Micron crossed $1 trillion in market value this week, a milestone that would have sounded absurd to most investors even a few years ago. The memory-chip business has long been one of the cruelest corners of tech: brutal booms followed by catastrophic busts.
I've covered this story before. Back in 2017, I wrote about Sun Microsystems co-founder Bill Joy arguing that the DRAM market had finally changed for good. His thesis was that fewer suppliers and rising demand from cloud computing and AI would reduce the industry's historic tendency to destroy itself through overproduction.
That argument turned out to be early, not wrong.
Micron shares have soared roughly twentyfold since then.
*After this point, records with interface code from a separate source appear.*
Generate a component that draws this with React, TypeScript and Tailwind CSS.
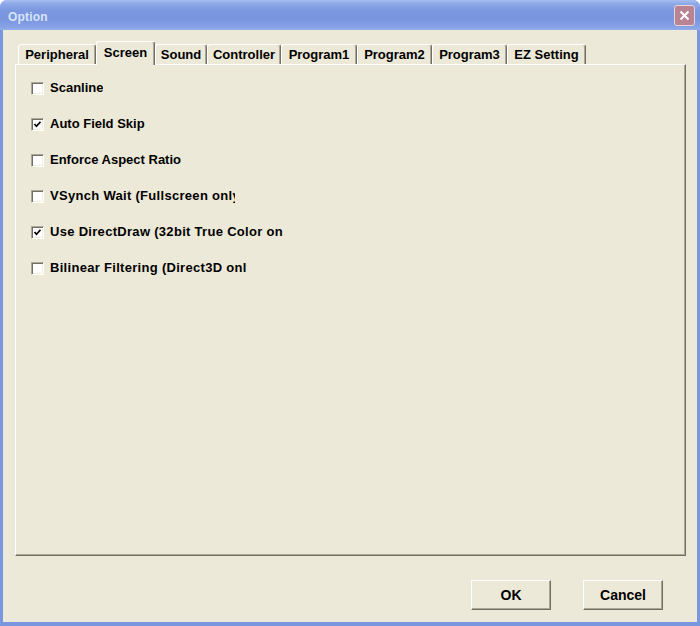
import React, { useState } from "react";

type Row = { label: string; checked: boolean; clip?: string };

// the long labels are cut off by their fixed-width static controls, as in the original dialog
const rows: Row[] = [
	{ label: "Scanline", checked: false },
	{ label: "Auto Field Skip", checked: true },
	{ label: "Enforce Aspect Ratio", checked: false },
	{ label: "VSynch Wait (Fullscreen only)", checked: false, clip: "w-[185px] tracking-[0.3px]" },
	{ label: "Use DirectDraw (32bit True Color only)", checked: true, clip: "w-[233px] tracking-[0.3px]" },
	{ label: "Bilinear Filtering (Direct3D only)", checked: false, clip: "w-[197px] tracking-[0.3px]" },
];

// tab widths measured from the screenshot
const tabs = [
	{ name: "Peripheral", w: "w-[78px]" },
	{ name: "Screen", w: "w-[59px]" },
	{ name: "Sound", w: "w-[52px]" },
	{ name: "Controller", w: "w-[74px]" },
	{ name: "Program1", w: "w-[76px]" },
	{ name: "Program2", w: "w-[75px]" },
	{ name: "Program3", w: "w-[75px]" },
	{ name: "EZ Setting", w: "w-[79px]" },
];

const CheckBox = ({ checked, onClick }: { checked: boolean; onClick: () => void }) => (
	<div
		onClick={onClick}
		className="w-[13px] h-[13px] shrink-0 bg-white border-t border-l border-t-[#aca899] border-l-[#aca899] border-r border-b border-r-white border-b-white shadow-[inset_1px_1px_0_#716f64,inset_-1px_-1px_0_#f1efe2] flex items-center justify-center">
		{checked && (
			<svg width="9" height="9" viewBox="0 0 9 9">
				<polyline points="1.5,4 3.5,6.2 7.5,1.8" fill="none" stroke="#000" strokeWidth="1.7" />
			</svg>
		)}
	</div>
);

const Button = ({ children }: { children: React.ReactNode }) => (
	<button className="w-[80px] h-[30px] bg-[#ece9d8] border-t border-l border-white border-r border-b border-r-[#716f64] border-b-[#716f64] shadow-[inset_-1px_-1px_0_#aca899] text-[14px] font-bold text-black flex items-center justify-center">
		{children}
	</button>
);

const App = () => {
	const [active, setActive] = useState("Screen");
	const [checks, setChecks] = useState(rows.map((r) => r.checked));

	const toggle = (i: number) => {
		setChecks(checks.map((c, j) => (j === i ? !c : c)));
	};

	return (
		<div className="w-[700px] h-[626px] bg-[#7a96df] rounded-t-[7px] flex flex-col overflow-hidden font-['Liberation_Sans',Arial,sans-serif] select-none">
			{/* title bar */}
			<div className="h-[30px] shrink-0 flex items-center justify-between pl-[8px] pr-[5px] bg-[linear-gradient(to_bottom,#a9bdf0_0%,#8faae8_12%,#7b97df_35%,#7a96df_65%,#87a2e4_90%,#93aeea_100%)]">
				<span className="mt-[3px] text-[12px] font-bold text-[#d8e4f8] tracking-[0.2px]">Option</span>
				<div className="w-[21px] h-[21px] rounded-[3px] border border-[#e6d6dc] bg-[#b98391] flex items-center justify-center">
					<svg width="11" height="11" viewBox="0 0 11 11">
						<path d="M1.5 1.5 L9.5 9.5 M9.5 1.5 L1.5 9.5" stroke="#fff" strokeWidth="2" />
					</svg>
				</div>
			</div>

			{/* client area */}
			<div className="flex-1 mx-[3px] mb-[4px] bg-[#ece9d8] flex flex-col pl-[12px] pr-[11px] pt-[11px]">
				<div className="h-[23px] flex items-end pl-[3px] text-[13px] font-bold text-black">
					{tabs.map((t) => {
						const sel = t.name === active;
						return (
							<div
								key={t.name}
								onClick={() => setActive(t.name)}
								className={
									sel
										? `${t.w} relative z-10 h-[24px] -mb-px bg-[#ece9d8] border-t border-l border-white border-r border-r-[#716f64] shadow-[inset_-1px_0_0_#aca899] rounded-t-[3px] flex justify-center pt-[1px]`
										: `${t.w} h-[20px] bg-[#ece9d8] border-t border-l border-white border-r border-r-[#716f64] shadow-[inset_-1px_0_0_#aca899] rounded-t-[3px] flex justify-center`
								}>
								{t.name}
							</div>
						);
					})}
				</div>

				<div className="h-[492px] shrink-0 border-t border-l border-white border-r border-b border-r-[#716f64] border-b-[#716f64] shadow-[inset_-1px_-1px_0_#aca899] pl-[15px] pt-[16px] flex flex-col gap-[22px]">
					{rows.map((r, i) => (
						<div key={r.label} className="flex items-center h-[14px] gap-[6px]">
							<CheckBox checked={checks[i]} onClick={() => toggle(i)} />
							<span className={`${r.clip ?? ""} overflow-hidden whitespace-nowrap text-[13px] font-bold text-black leading-[14px]`}>
								{r.label}
							</span>
						</div>
					))}
				</div>

				<div className="mt-[24px] flex justify-end gap-[32px] pr-[23px]">
					<Button>OK</Button>
					<Button>Cancel</Button>
				</div>
			</div>
		</div>
	);
};

export default App;
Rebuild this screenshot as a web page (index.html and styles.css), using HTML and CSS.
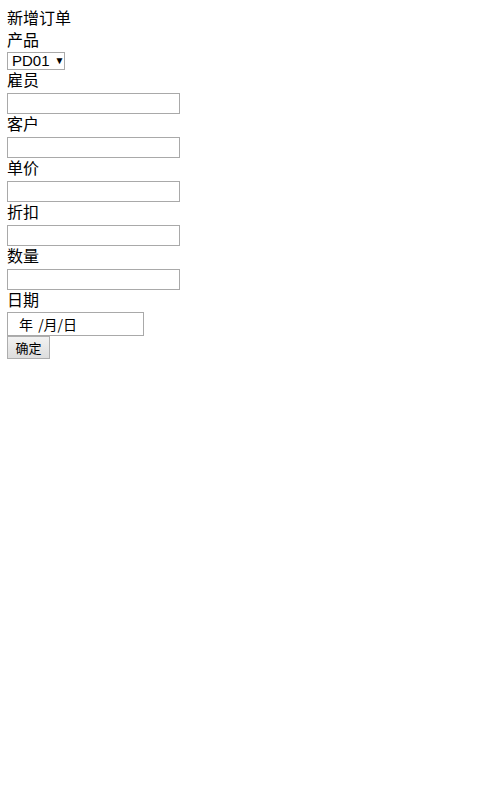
FILE: index.html
```html
<!DOCTYPE html>
<html lang="zh">
<head>
<meta charset="utf-8">
<title>新增订单</title>
<link rel="stylesheet" href="styles.css">
</head>
<body>
<form class="order-form">
  <div class="title">新增订单</div>
  <label class="label">产品</label>
  <div class="select"><span class="select-value">PD01</span><span class="select-arrow">▼</span></div>
  <label class="label">雇员</label>
  <input class="text-input" type="text">
  <label class="label">客户</label>
  <input class="text-input" type="text">
  <label class="label">单价</label>
  <input class="text-input" type="text">
  <label class="label">折扣</label>
  <input class="text-input" type="text">
  <label class="label">数量</label>
  <input class="text-input" type="text">
  <label class="label">日期</label>
  <div class="date-input">年 /月/日</div>
  <button class="submit" type="button">确定</button>
</form>
</body>
</html>
```
FILE: styles.css
```css
html, body {
  background: #fff;
}
body {
  margin: 8px 7px;
  font-family: "Liberation Sans", "Noto Sans CJK SC", sans-serif;
  font-size: 16px;
  color: #000;
}
.order-form {
  display: flex;
  flex-direction: column;
  align-items: flex-start;
}
.title,
.label {
  display: block;
  height: 22px;
  line-height: 22px;
}
.select {
  display: flex;
  align-items: center;
  box-sizing: border-box;
  height: 18px;
  width: 58px;
  border: 1px solid #a9a9a9;
  padding: 0 0 0 4px;
  font-size: 15px;
  line-height: 16px;
}
.select-value {
  font-family: "Liberation Sans", sans-serif;
}
.select-arrow {
  font-size: 10px;
  margin-left: 5px;
}
.text-input {
  box-sizing: border-box;
  width: 173px;
  height: 21px;
  margin: 1px 0 0;
  border: 1px solid #a9a9a9;
  padding: 0 2px;
  font: inherit;
}
.date-input {
  box-sizing: border-box;
  width: 137px;
  height: 24px;
  border: 1px solid #a9a9a9;
  padding-left: 11px;
  font-size: 14px;
  line-height: 22px;
  font-family: "Noto Sans CJK SC", sans-serif;
  word-spacing: 2px;
}
.submit {
  box-sizing: border-box;
  height: 23px;
  width: 43px;
  margin: 0;
  padding: 0;
  border: 1px solid #adadad;
  border-radius: 0;
  background: linear-gradient(#f2f2f2, #dddddd);
  font-family: "Noto Sans CJK SC", sans-serif;
  font-size: 13px;
  line-height: 20px;
  color: #000;
}
```
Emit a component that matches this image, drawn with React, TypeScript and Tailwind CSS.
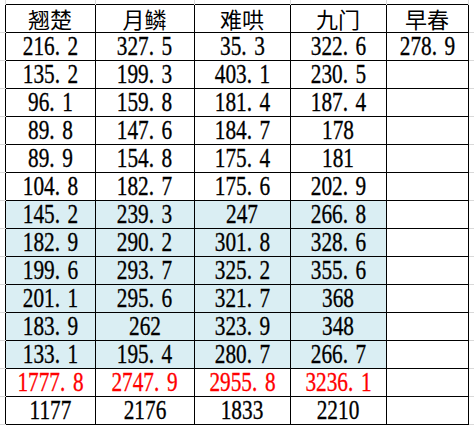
import React from "react";

const headers = ["翘楚", "月鳞", "难哄", "九门", "早春"];

const rows: string[][] = [
  ["216.2", "327.5", "35.3", "322.6", "278.9"],
  ["135.2", "199.3", "403.1", "230.5", ""],
  ["96.1", "159.8", "181.4", "187.4", ""],
  ["89.8", "147.6", "184.7", "178", ""],
  ["89.9", "154.8", "175.4", "181", ""],
  ["104.8", "182.7", "175.6", "202.9", ""],
  ["145.2", "239.3", "247", "266.8", ""],
  ["182.9", "290.2", "301.8", "328.6", ""],
  ["199.6", "293.7", "325.2", "355.6", ""],
  ["201.1", "295.6", "321.7", "368", ""],
  ["183.9", "262", "323.9", "348", ""],
  ["133.1", "195.4", "280.7", "266.7", ""],
  ["1777.8", "2747.9", "2955.8", "3236.1", ""],
  ["1177", "2176", "1833", "2210", ""],
];

function Num({ v }: { v: string }) {
  if (!v) return null;
  const [a, b] = v.split(".");
  return (
    <span className="inline-block scale-x-[0.76] origin-center whitespace-nowrap [-webkit-text-stroke:0.35px_currentcolor]">
      {a}
      {b !== undefined && (
        <>
          <span className="mr-[10px]">.</span>
          {b}
        </>
      )}
    </span>
  );
}

export default function App() {
  return (
    <div className="w-[474px] h-[426px] bg-white overflow-hidden">
      <table className="table-fixed border-collapse w-[474px]">
        <colgroup>
          <col className="w-[5px]" />
          <col className="w-[90px]" />
          <col className="w-[99px]" />
          <col className="w-[96px]" />
          <col className="w-[96px]" />
          <col className="w-[82px]" />
          <col className="w-[6px]" />
        </colgroup>
        <tbody>
          <tr className="h-[4px]">
            <td className="p-0 border-r border-r-[#d9d9d9]"></td>
            <td className="p-0 border-r border-r-[#d9d9d9]"></td>
            <td className="p-0 border-r border-r-[#d9d9d9]"></td>
            <td className="p-0 border-r border-r-[#d9d9d9]"></td>
            <td className="p-0 border-r border-r-[#d9d9d9]"></td>
            <td className="p-0 border-r border-r-[#d9d9d9]"></td>
            <td className="p-0"></td>
          </tr>
          <tr className="h-[28px]">
            <td className="p-0 border-b border-b-[#d9d9d9]"></td>
            {headers.map((h) => (
              <td
                key={h}
                className="p-0 border border-black text-center text-[22px] leading-[26px] text-black [font-family:'Noto_Sans_CJK_SC',sans-serif]"
              >
                {h}
              </td>
            ))}
            <td className="p-0 border-b border-b-[#d9d9d9]"></td>
          </tr>
          {rows.map((r, i) => {
            const blue = i >= 6 && i <= 11;
            const red = i === 12;
            return (
              <tr key={i} className="h-[28px]">
                <td className="p-0 border-b border-b-[#d9d9d9]"></td>
                {r.map((v, j) => (
                  <td
                    key={j}
                    className={
                      "p-0 border border-black text-center text-[28px] leading-[26px] [font-family:'Liberation_Serif',serif] " +
                      (blue && j < 4 ? "bg-[#daeef3] " : "bg-white ") +
                      (red ? "text-[#ff0000]" : "text-black")
                    }
                  >
                    <Num v={v} />
                  </td>
                ))}
                <td className="p-0 border-b border-b-[#d9d9d9]"></td>
              </tr>
            );
          })}
        </tbody>
      </table>
    </div>
  );
}
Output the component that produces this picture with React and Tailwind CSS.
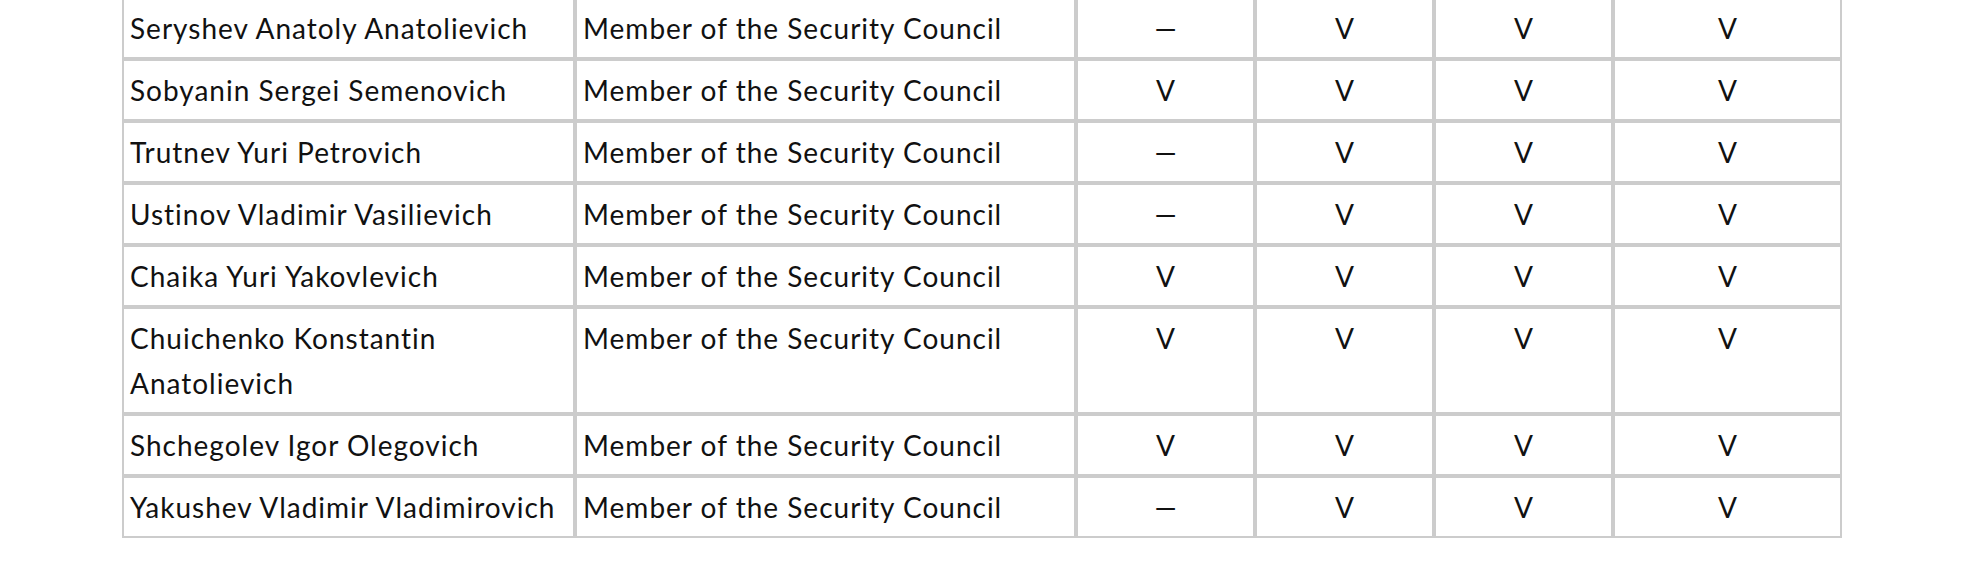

Samsung crossed the $1 trillion market-cap threshold earlier this month, and SK Hynix joined the party on Tuesday. There are fundamentals behind these moves: Samsung made more than $30 billion in profit during the first quarter alone.
Now investors are asking the most dangerous question in finance: Is this time different?
Maybe.
The first big change is consolidation.
In the early 1990s, there were more than 20 meaningful DRAM makers globally. Today, the industry is effectively controlled by three companies: Samsung, SK Hynix, and Micron.
For decades, memory makers responded to rising demand by flooding the market with new supply. Prices eventually collapsed and profits evaporated. Fewer competitors may mean fewer incentives to repeat that cycle. The second change is AI demand itself.
Modern AI systems are ravenous consumers of memory because they constantly move and process huge amounts of data inside giant data centers. Even advanced techniques designed to reduce computing bottlenecks still run into memory constraints. Startup Lightmatter is using photonics — essentially light instead of copper — to speed up AI data centers, but CEO Nick Harris told me recently that this does nothing to eliminate the memory bottleneck.
So, rampant AI demand is colliding with constrained supply. UBS analysts noted this week that memory makers are signing multi-year agreements with cloud giants that lock in both volume commitments and partially fixed pricing. That should add another layer of stability. UBS estimates these deals could keep the DRAM market undersupplied into 2028.
Of course, this could still prove to be an unusually large up-cycle that eventually ends. The remaining players could flood the market again. New entrants could emerge. AI demand could cool, or a new technology might reduce the need for memory.
But investors clearly believe the old memory business may finally be becoming something new.